Preceding the passing of his father Yaakov, Yosef brings his two sons Ephraim and Menashe to their venerated grandfather to receive his blessing. Although Menashe was Yosef’s first-born (and as such he had the “official” claim to the more prestigious blessing); Yaakov, in his profound wisdom, recognized that it was Ephraim who should receive the greater bracha.
“And Yisrael sent his right [hand] and he placed it upon the head of Ephraim, and he was the young[er one], and his left [hand] upon the head of Menashe…and he placed Ephraim before Menashe (Gen. 48:14-20).”
The Torah describes the discussion that transpired between Yaakov and Yosef about this seemingly peculiar act. Yosef, of course, thought that his father (who at that point had lost his eyesight) was simply making a mistake and thus attempted to correct the error.
However, “and his father refused and he said ‘I know, my son, I know. He (Menashe) will also be to a nation and he will also become great, and however his younger brother will become greater than him… (Gen. 48:19).”
The question that one may ask is what exactly is so significant about which hand he places on whose head? We would most likely assume that the relative power of a blessing depends solely on the content thereof and the intent behind it. Yet, the Torah is clearly teaching us the contrary; namely, that which hand he placed on which head did carry tremendous impact and significance as to the power of the respective blessings.
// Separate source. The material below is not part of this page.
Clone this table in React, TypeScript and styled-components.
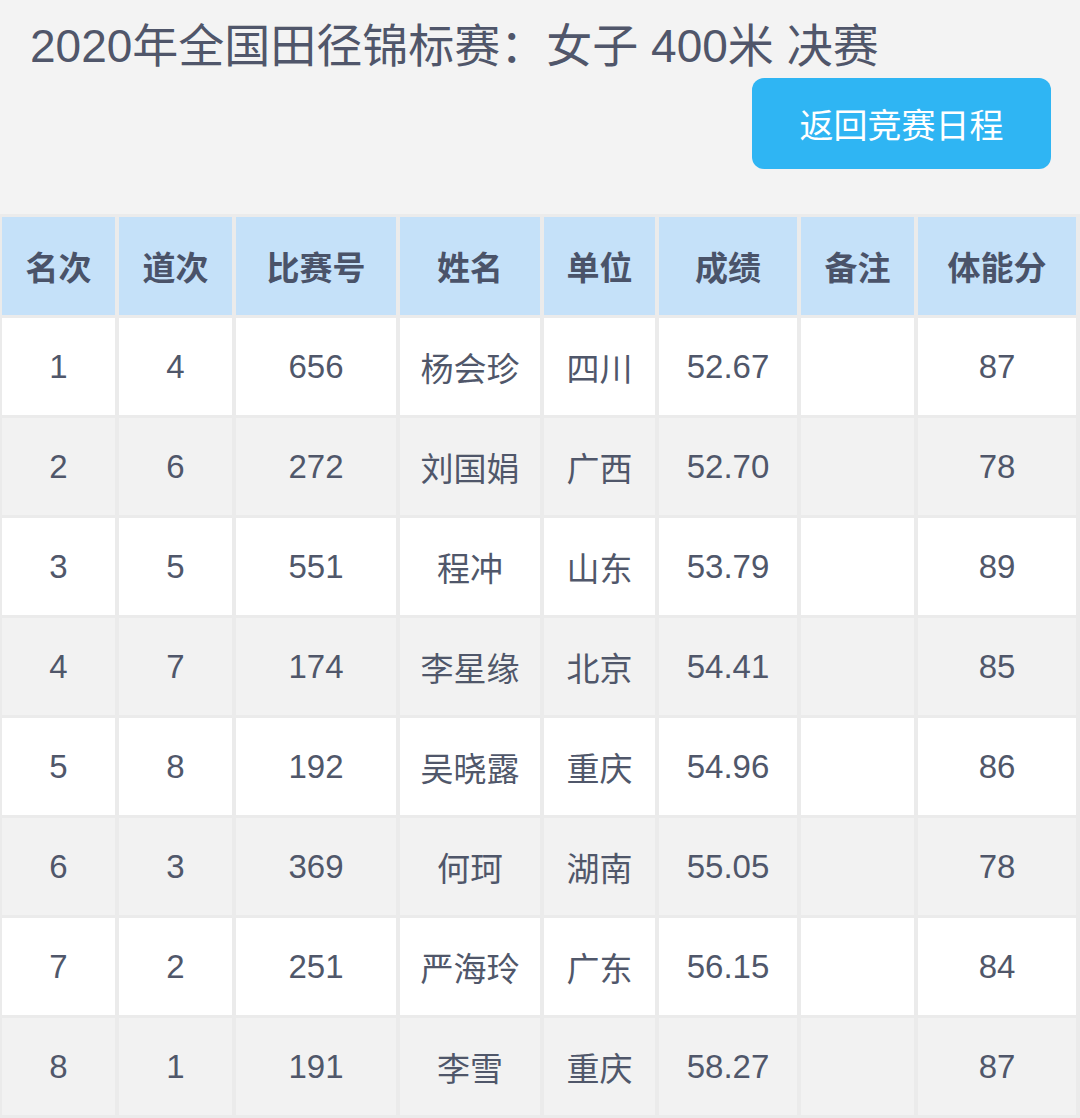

We find a similar concept regarding Yitzchak Avinu when he wanted to bless Eisav.(1) He commanded Eisav to bring him his favorite delicacies, and he said, “I will eat [them] in order that my soul will bless you (Gen. 27:4).” Here also, one cannot help but wonder, what does eating delicacies have to do with conveying a blessing on one’s son?
What we derive from this observation is one of the most fundamental principles of Torah and Judaism. Hashem created a universe that has a dual reality: the physical and material reality on the one hand, and the metaphysical/spiritual reality on the other. The human being is comprised of body and soul. One without the other is simply not a human being. As such, if we are to serve Hashem in the most optimal way it requires that we make usage of both facets of our existence together.
However, it goes even deeper. As human beings living in a physical world (the neshama [soul] is sent down to this physical plane of existence as opposed to the body being sent up to heaven), our primary mode of function is in the physical realm. Generally, we are only able to fully access the spiritual realm through proper usage of and functioning within the physical realm.
This is why placing the right hand on Ephraim’s head made such a profound difference. By utilizing his stronger arm in blessing Ephraim, Yaakov was actually accessing a powerful, inner, spiritual strength within himself. It is not only that there exists a direct correlation between the physical and the spiritual, but that the principal way by which and through which we can access and express our spiritual strength is by properly utilizing our physical capacities.
When Yitzchak partook of the delicacies that were brought to him by his son, the physical satisfaction and joy that he experienced became a conduit through which his spiritual enthusiasm could be accessed and expressed.
This harnessing of spiritual strength through physical actions is of course completely dependent upon the way that one uses physicality. If one uses physicality as an end in of itself then it will act as a blockage from spirituality, and cause one to sink into the coarseness of gross physicality. Only when one conducts one’s physical actions according to the Torah – and thereby infuses them with lofty purpose and meaning – does the physical become a mechanism by which to access and amplify the spiritual.
This concept greatly helps us to understand the Torah’s overarching emphasis on a practically endless list of mitzvos that revolve around physical actions. Every physical action that we do in worship of the Almighty serves to infuse our entire beings with spirituality, for it is through those physical actions that we are accessing spirituality. Internalizing this truth helps us to better appreciate how careful we must be with all of our physical actions, and how we must continuously try to infuse our physical actions with purpose and meaning through the meticulous fulfillment of the mitzvos.
There are religions out there that would like to profess that for the human being to achieve his pinnacle of greatness and spirituality he must deny his physicality (and of course, then, since abstinence would lead to the cessation of the human race only a select few are intended to achieve this “holiness” while all others must pay homage to them). We Jews say that that is absolute nonsense. We are taught by the Torah to be completely aware that our being has a full component of physicality to it, and that we must function and grow spiritually in a physical existence. We do not deny the physical, rather we channel it.
1. At the time, Yitzchak was intending to bentch Eisav, but Rivkah received a nevuah that Yaakov must receive the bracha. She therefore instructed Yaakov to deceive Yitzchak into thinking that he was Eisav.